The horror of his family finding out that she is mixed torments her. This theme is also central to Night of the Quarter Moon (Haas, USA, 1959), for which Julie London ‘tanned up’ to play a mixed-race woman. In this film, Ginny meets her future high society husband Chuck (John Barrymore) in her native Mexico, a space used in the Western to signify conquest, assimilation and the threat of miscegenation.[1] The film is loosely based on a true story and, as Heidi Ardizzone (2008) notes, was the first filmic exposition of interracial marriage as a democratic right (it would take another 8 years for the Supreme Court to declare all remaining state laws against interracial marriage unconstitutional).[2] It was also the first to show a white man who follows through on his marriage proposal despite knowing that his fiancé is mixed (to recap on other instances: Pinky and her fiancé never marry; Bernice’s husband never knows she is mixed; Britt tells Monique that he could never marry a non-white). However, Chuck’s family take her to court, arguing that she lied about her ‘race’ and that the marriage is invalid. As in the real case, the ‘scopic rule’ is used to determine her ‘race’ and she is asked to remove her clothing. Seeing her black lawyer (Nat King Cole) grow impatient with her slow disrobing and finally tear her top, her husband rises to her defense. Here, in an unusual twist, the white hand displaces the black claim to her identity. This brings resolution and she is reunited with her husband, a narrative which asserts her place within hegemonical whiteness (mimicking Sally’s recognition of Bernice’s whiteness).

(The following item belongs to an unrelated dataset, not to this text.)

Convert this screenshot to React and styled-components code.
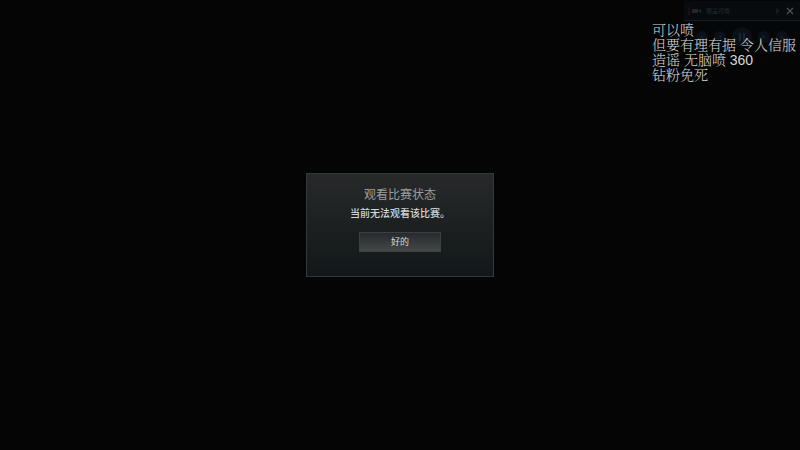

The 1925 Rhinelander case on which the film is based ended with the marriage being dissolved by the New York courts. The film’s positive reimagining of events can be read as a classical Hollywood strategy, but the film’s shift from New York (the site of the true story) to California may also be interpreted as an oblique reference to the latter’s softer laws; California’s landmark 1948 decision to overturn its anti-miscegenation laws set a precedent for the rest of America.[3] However as Ardizzone notes, this film and the empathy it evokes for mixed womanhood and interracial marriage (explicated in the court scene) did not reflect actual social realities. Gallup polls in 1959 showed that 97% of white Americans were opposed to interracial marriage.

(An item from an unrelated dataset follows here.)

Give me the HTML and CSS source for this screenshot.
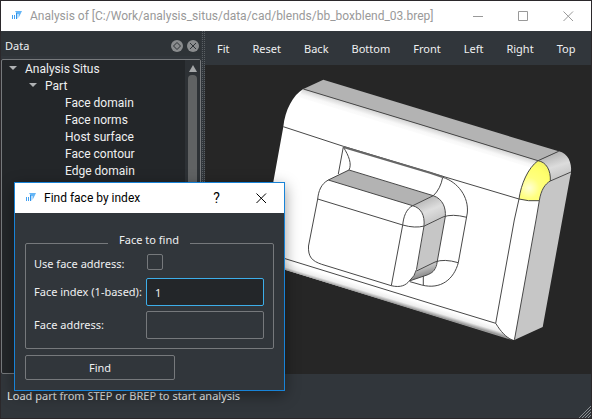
FILE: index.html
```html
<!DOCTYPE html>
<html lang="en">
<head>
<meta charset="utf-8">
<title>Analysis of [C:/Work/analysis_situs/data/cad/blends/bb_boxblend_03.brep]</title>
<link rel="stylesheet" href="styles.css">
</head>
<body>
<svg width="0" height="0" class="symbols" aria-hidden="true">
  <symbol id="logo" viewBox="0 0 12 10">
    <path d="M3 0H10L7 6V3H5Z" fill="#64b5f6"/>
    <path d="M5 3H7V6L5 8Z" fill="#b5dbfb"/>
    <path d="M0 4H1V8H0ZM2 4H3V8H2Z" fill="#42a0f0"/>
    <path d="M4 2H5V8H4Z" fill="#2f93ea"/>
  </symbol>
</svg>
<div class="window">
  <header class="titlebar">
    <svg class="logo" aria-hidden="true"><use href="#logo"/></svg>
    <h1 class="title">Analysis of [C:/Work/analysis_situs/data/cad/blends/bb_boxblend_03.brep]</h1>
    <button class="winbtn" aria-label="Minimize"><svg viewBox="0 0 11 11"><path d="M0 5.5H10"/></svg></button>
    <button class="winbtn" aria-label="Maximize"><svg viewBox="0 0 11 11"><path d="M.5 .5H9.500V9.500H.5Z"/></svg></button>
    <button class="winbtn" aria-label="Close"><svg viewBox="0 0 11 11"><path d="M.5 .5L10 10M10 .5L.5 10"/></svg></button>
  </header>
  <main class="workspace">
    <section class="dock">
      <div class="dock-head">
        <h2 class="dock-title">Data</h2>
        <button class="dockbtn" aria-label="Float"><svg viewBox="0 0 12 12"><circle cx="6" cy="6" r="6"/><path d="M6 2.500L9.500 6L6 9.500L2.500 6Z"/></svg></button>
        <button class="dockbtn" aria-label="Close panel"><svg viewBox="0 0 12 12"><circle cx="6" cy="6" r="6"/><path d="M3 3L9 9M9 3L3 9"/></svg></button>
      </div>
      <div class="tree-frame">
        <ul class="tree">
          <li><span class="node open">Analysis Situs</span>
            <ul>
              <li><span class="node open">Part</span>
                <ul>
                  <li><span class="node">Face domain</span></li>
                  <li><span class="node">Face norms</span></li>
                  <li><span class="node">Host surface</span></li>
                  <li><span class="node">Face contour</span></li>
                  <li><span class="node">Edge domain</span></li>
                </ul>
              </li>
            </ul>
          </li>
        </ul>
        <div class="scrollbar"><span class="arrow"></span><span class="thumb"></span></div>
      </div>
    </section>
    <div class="splitter"></div>
    <section class="viewer">
      <nav class="toolbar">
        <button>Fit</button><button>Reset</button><button>Back</button><button>Bottom</button><button>Front</button><button>Left</button><button>Right</button><button>Top</button>
      </nav>
      <div class="viewport">
        <svg viewBox="205 65 386 309" role="img" aria-label="Blended box model">
          <defs>
            <linearGradient id="gCorner" gradientUnits="userSpaceOnUse" x1="553" y1="155" x2="560" y2="177"><stop offset="0" stop-color="#b8b8b8"/><stop offset=".5" stop-color="#dcdcdc"/><stop offset="1" stop-color="#c6c6c6"/></linearGradient>
            <linearGradient id="gBoss" gradientUnits="userSpaceOnUse" x1="424" y1="199" x2="434" y2="222"><stop offset="0" stop-color="#b8b8b8"/><stop offset=".5" stop-color="#dedede"/><stop offset="1" stop-color="#c6c6c6"/></linearGradient>
            <linearGradient id="gFoot" gradientUnits="userSpaceOnUse" x1="424" y1="267" x2="427" y2="277"><stop offset="0" stop-color="#c4c4c4"/><stop offset="1" stop-color="#808080"/></linearGradient>
            <linearGradient id="gTop" gradientUnits="userSpaceOnUse" x1="420" y1="124.500" x2="416.500" y2="136"><stop offset="0" stop-color="#d2d2d2"/><stop offset=".5" stop-color="#f8f8f8"/><stop offset="1" stop-color="#fff"/></linearGradient>
            <linearGradient id="gBottom" gradientUnits="userSpaceOnUse" x1="400" y1="305" x2="402.400" y2="297"><stop offset="0" stop-color="#999"/><stop offset=".4" stop-color="#eee"/><stop offset="1" stop-color="#fff"/></linearGradient>
            <radialGradient id="gYellow" gradientUnits="userSpaceOnUse" cx="529" cy="188" r="30"><stop offset="0" stop-color="#ffffd8"/><stop offset=".35" stop-color="#ffff80"/><stop offset=".7" stop-color="#ffff6c"/><stop offset="1" stop-color="#f2f264"/></radialGradient>
          </defs>
          <path fill="#fff" d="M303.300 89L538 160.700L571 172L514 340L285.700 270L258 261L273.300 182L283.300 127C285 110 293 95 303.300 89Z"/>
          <path fill="url(#gTop)" d="M303.300 89L420 124.500L538 160.700L532 168L298 97Z"/>
          <path fill="url(#gBottom)" d="M270 254L495.700 323.300C501 332 506 337 512 340L285.700 270L262 262Z"/>
          <path fill="#b3b3b3" d="M303.300 89L323.300 79.700L558.700 151.300L538 160.700L420 124.500Z"/>
          <path fill="#c6c6c6" d="M550.300 181L571 172L542.700 327L514.300 340L536.500 218L539.300 200.700C541 190 545 184 550.300 181Z"/>
          <path fill="url(#gCorner)" d="M538 160.700L558.700 151.300C568 153 572 163 571 172L550.300 181C551 170 546 162 538 160.700Z"/>
          <path fill="url(#gYellow)" d="M538 160.700C546 162 551 170 550.300 181C545 184 541 190 539.300 200.700Q528 201.500 519 199C521 184 528 168 538 160.700Z"/>
          <path fill="#b3b3b3" d="M328.300 180L348.300 170L433.300 195.700L412.700 205.700Z"/>
          <path fill="url(#gBoss)" d="M412.700 205.700L433.300 195.700C443 199 446 208 445.300 216.700L424.300 226C425 215 421 208 412.700 205.700Z"/>
          <path fill="#c6c6c6" d="M424.300 226L445.300 216.700L436.700 264.500L416.500 271Z"/>
          <path fill="url(#gFoot)" d="M416.500 271L436.700 261C436 268 434 273 427 275L409.300 281Q414 277 416.500 271Z"/>
          <g class="edge">
            <path d="M303.300 89L420 124.400L538 160.700L558.700 151.300"/>
            <path d="M283.300 126.700L343.300 146.300L430 172.500L519 199"/>
            <path d="M519 199L514.300 220L495.700 323.300C501 332 506 337 512 340M495.700 323.300L430 303.300L270 254"/>
            <path d="M571 172L550.300 181M538 160.700C546 162 551 170 550.300 181C545 184 541 190 539.300 200.700L536 220L514.500 339.500"/>
            <path d="M538 160.700C528 168 521 184 519 199Q528 201.500 539.300 200.700"/>
            <path d="M343.300 147L338.300 174M343.300 147C349 156 352 164 349 170"/>
            <path d="M328.300 180L349 170L433.300 195.700L412.700 205.700L328.300 180C321 184 318.500 191 317.700 199L308.500 246C308 257 312 261 321.700 264.300L391.300 285.700C401 288 406 285 409.300 281Q415 276 416.500 269.500L424 226C425 215 421 208 412.700 205.700C406 209 403.500 217 402.700 225L391.300 285.700"/>
            <path d="M317.700 199L402.700 225Q415 228.500 424.300 226L443 217Q452 213.500 466.700 217.300"/>
            <path d="M433.300 195.700C443 199 446 208 445.300 216.700L436.700 264.500C435 271 432 273 427 275L409.300 281"/>
            <path d="M442.700 177.300Q440.500 189 433.300 195.700M442.700 177.300C458 182 469 197 467.300 213L458.300 262.700C454 279 441 290 421.700 285L410 281.700"/>
            <path d="M416.500 271L435 262Q444 258.500 458.300 262.700M423.300 276V285"/>
          </g>
          <path class="groove" d="M343.300 147L430 172.800L442.700 177"/>
        </svg>
      </div>
    </section>
  </main>
  <footer class="statusbar">
    <span>Load part from STEP or BREP to start analysis</span>
    <svg class="grip" viewBox="0 0 12 12" aria-hidden="true"><path d="M0 12L12 0M3 12L12 3M6 12L12 6M9 12L12 9"/></svg>
  </footer>
</div>
<form class="dialog" role="dialog" aria-labelledby="dlg-title">
  <header class="titlebar dialog-bar">
    <svg class="logo" aria-hidden="true"><use href="#logo"/></svg>
    <h2 class="title" id="dlg-title">Find face by index</h2>
    <button type="button" class="winbtn help" aria-label="Help">?</button>
    <button type="button" class="winbtn" aria-label="Close dialog"><svg viewBox="0 0 11 11"><path d="M.5 .5L10 10M10 .5L.5 10"/></svg></button>
  </header>
  <div class="dialog-body">
    <fieldset class="group">
      <legend>Face to find</legend>
      <div class="fields">
        <label for="use-address">Use face address:</label><input type="checkbox" class="check" id="use-address">
        <label for="index">Face index (1-based):</label><input type="text" class="text active" id="index" value="1">
        <label for="address">Face address:</label><input type="text" class="text" id="address">
      </div>
    </fieldset>
    <button type="button" class="find">Find</button>
  </div>
</form>
</body>
</html>
```
FILE: styles.css
```css
* { box-sizing: border-box; }

body {
  margin: 0;
  font: 12px/16px Roboto, "Noto Sans", sans-serif;
  color: #eff0f1;
  background: #31363b;
}

button, input { font: inherit; color: inherit; }
button { padding: 0; border: 0; background: none; }
h1, h2 { margin: 0; font: inherit; }
ul { margin: 0; padding: 0; list-style: none; }
.symbols { position: absolute; }

.window {
  display: flex;
  flex-direction: column;
  min-height: 100vh;
  border: 1px solid #2b282b;
}

.titlebar {
  display: flex;
  align-items: center;
  height: 30px;
  padding-left: 11px;
  background: #fff;
  color: #999;
}
.logo { width: 12px; height: 10px; margin-right: 6px; }
.title { flex: 1; white-space: nowrap; }
.winbtn { display: grid; place-items: center; width: 45px; height: 30px; }
.winbtn svg { width: 11px; height: 11px; fill: none; stroke: currentColor; }

.workspace { display: flex; flex: 1; }
.dock { display: flex; flex: none; flex-direction: column; width: 200px; }
.dock-head {
  display: flex;
  align-items: center;
  gap: 4px;
  height: 24px;
  margin: 1px 0 3px;
  padding: 4px 2px 0 4px;
  background: #2e3337;
}
.dock-title { flex: 1; font: 11px/16px "Noto Sans", sans-serif; }
.dockbtn { width: 12px; height: 12px; }
.dockbtn svg { display: block; fill: #8a8c8e; stroke: #2e3337; }
.dockbtn circle { stroke: none; }

.tree-frame {
  display: flex;
  flex: 1;
  border: 1px solid #76797c;
  border-radius: 2px;
  background: #232629;
}
.tree { flex: 1; padding-top: 1px; }
.tree ul { padding-left: 20px; }
.node { display: block; position: relative; height: 17px; margin-left: 23px; line-height: 17px; }
.open::before {
  content: "";
  position: absolute;
  left: -16px;
  top: 5px;
  border: 4px solid transparent;
  border-top-color: #b0b2b4;
  border-bottom: 0;
}
.scrollbar {
  display: flex;
  flex-direction: column;
  align-items: center;
  gap: 3px;
  width: 15px;
  padding-top: 5px;
  background: #2d3135;
}
.arrow { border: 4px solid transparent; border-top: 0; border-bottom: 7px solid #a5a7a9; }
.thumb { flex: 1; width: 9px; border-radius: 4px; background: #606263; }

.splitter {
  flex: none;
  width: 4px;
  background: conic-gradient(#5a5f63 25%, transparent 0) 0 0 / 2px 2px #31363b;
}

.viewer { display: flex; flex: 1; flex-direction: column; min-width: 0; }
.toolbar { display: flex; gap: 1px; height: 34px; padding-left: 1px; font: 11px/16px "Noto Sans", sans-serif; }
.toolbar button { padding: 2px 11px 0; }
.viewport { flex: 1; background: #262626; }
.viewport svg { display: block; width: 100%; }
.edge { fill: none; stroke: #484848; stroke-width: 1; }
.groove { fill: none; stroke: #666; stroke-width: 2; }

.statusbar {
  display: flex;
  align-items: center;
  justify-content: space-between;
  height: 44px;
  padding-left: 6px;
  font: 11px/16px "Noto Sans", sans-serif;
}
.grip { align-self: flex-end; width: 12px; height: 12px; stroke: #8b8f92; }

.dialog {
  position: absolute;
  left: 14px;
  top: 182px;
  width: 271px;
  border: 1px solid #1883d7;
  background: #31363b;
  box-shadow: 0 4px 14px rgba(0, 0, 0, .4);
}
.dialog-bar { padding-left: 11px; color: #000; }
.help { font-size: 14px; }
.dialog-body { padding: 19px 10px 10px; font: 11px/16px "Noto Sans", sans-serif; }
.group { min-width: 0; margin: 0 0 6px; padding: 0 9px 9px 8px; border: 1px solid #76797c; border-radius: 2px; }
.group legend { margin: 0 auto; padding: 0 11px 6px; }
.fields { display: grid; grid-template-columns: 112px 1fr; row-gap: 5px; align-items: center; }
.check {
  appearance: none;
  width: 16px;
  height: 16px;
  margin: 0 1px 3px;
  border: 1px solid #76797c;
  border-radius: 2px;
}
.text {
  width: 100%;
  height: 28px;
  padding: 0 8px;
  border: 1px solid #76797c;
  border-radius: 2px;
  background: #31363b;
  outline: 0;
}
.active { border-color: #3daee9; background: #232629; }
.find { display: block; width: 150px; height: 25px; border: 1px solid #76797c; border-radius: 2px; }
```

In both Night of the Quarter Moon and I Passed for White, it is the matriarch who targets the non-white penetrator of the white family unit. While most critics note Hollywood’s focus on protecting white women from black male sexuality, here we see an equal emphasis on protecting white men from ‘black’ female sexuality. In I Passed for White, Bernice faces strong opposition from Frederick’s mother, who says: “She’s not natural, she’s like a cat in a strange attic.” The imagery evokes Brontë’s 1847 novel Jane Eyre where Mr Rochester keeps his first wife Bertha – often read as mixed-race – in the attic of his English mansion.[4] This draws attention to the implied animalism of Bernice’s ‘race’, the impossibility of her position and her ultimate desire for escape.

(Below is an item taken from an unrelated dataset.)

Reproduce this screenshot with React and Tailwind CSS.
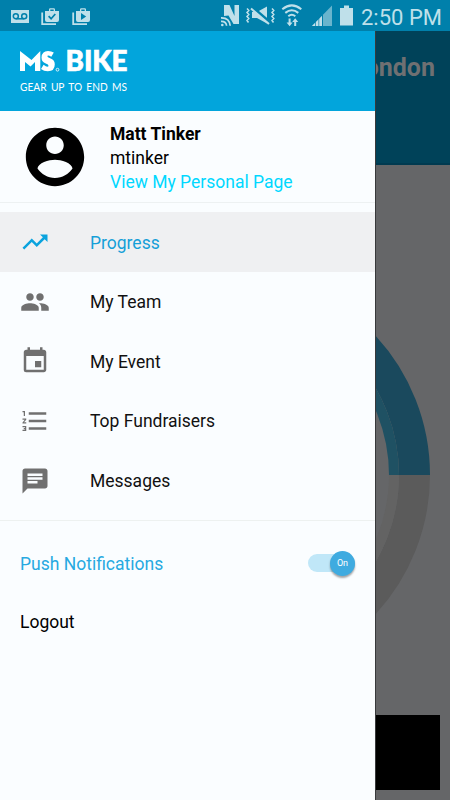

When Bernice attends a dance with Frederick she flies into a frenzy on the dance floor, performing to ‘raced’ music such as jazz, salsa and Africanesque drumming, attracting numerous men to her side. Her wild movements and trance-like state affirm ideas of the mixed/black woman as overtly sexual, uncivilised and unbalanced. She behaves not like a New England wife but like Alwina in Princesse Tam Tam (who, when her drink is spiked at a society ball, reverts to racially marked samba dancing). Both performances position the mixed characters – in contrast to the conservatism of their all-white, black tie settings – as spectacles of Otherness.
The fact that some of Bernice’s ‘relatives’ (white strangers to whom she has sent out invitations as a distant cousin) attend her wedding comically reveals the constructedness of family. Once married, she successfully avoids the suspicions of her mixed-race maid Bertha (Isabelle Cooley; whose similar name also draws attention to Bernice’s true ‘race’). Following a difficult pregnancy, Bernice becomes distraught and asks if it is black. Frederick assumes she has had an affair, the baby dies and she leaves him. The ease with which she gives up her lifestyle with Frederick (and her best friend, Sally) is implausible unless read as a metaphor in support of segregationist politics. In the final scene, Bernice walks off to start a new life with a smile on her face, embodying feminist independence. Yet she remains trapped – able to be only black or white rather than both.
[1] By contrast with most mixed cinema’s fixation on the black/white binary, Ginny’s mixedness is multiply Other – Irish, Portugese Angolan, Spanish. See Camilla Fojas, ‘Mixed Race Frontiers: Border Westerns and the Limits of “America”’ in Beltràn & Fojas (2008), pp. 45-63.
[2] For more on this film and the real-life case see Ardizzone, “Catching Up with History: Night of the Quarter Moon, the Rhinelander Case, and Interracial Marriage in 1959” in Beltràn & Fojas (2008), pp. 87-112; Mark Madigan, “Miscegenation and the ‘Dicta of Race and Class’: The Rhinelander Case and Nella Larsen’s Passing” in Modern Fiction Studies 36, no. 4 (1998); Earl Lewis & Heidi Ardizzone, Love on Trial: An American Scandal in Black and White (New York: Norton, 2001).
[3] Mixed marriages were not criminalised and if licensed in other states were legally valid in California. See Renee Romano, Race Mixing: Black-White Marriage in Postwar America (Cambridge, MA: Harvard University Press, 2003).
[4] Fears of female sexuality are said to have created the literary tradition of ‘the woman in the attic’ as a metaphor for its containment: ‘fluid and unbounded female sexuality cannot be conceptualised within masculine parameters’ (Flax, 1990: 171). Brontë’s ‘woman in the attic’ is innately disturbed and thus must be restrained – but not sexually engaged with – by white patriarchal order.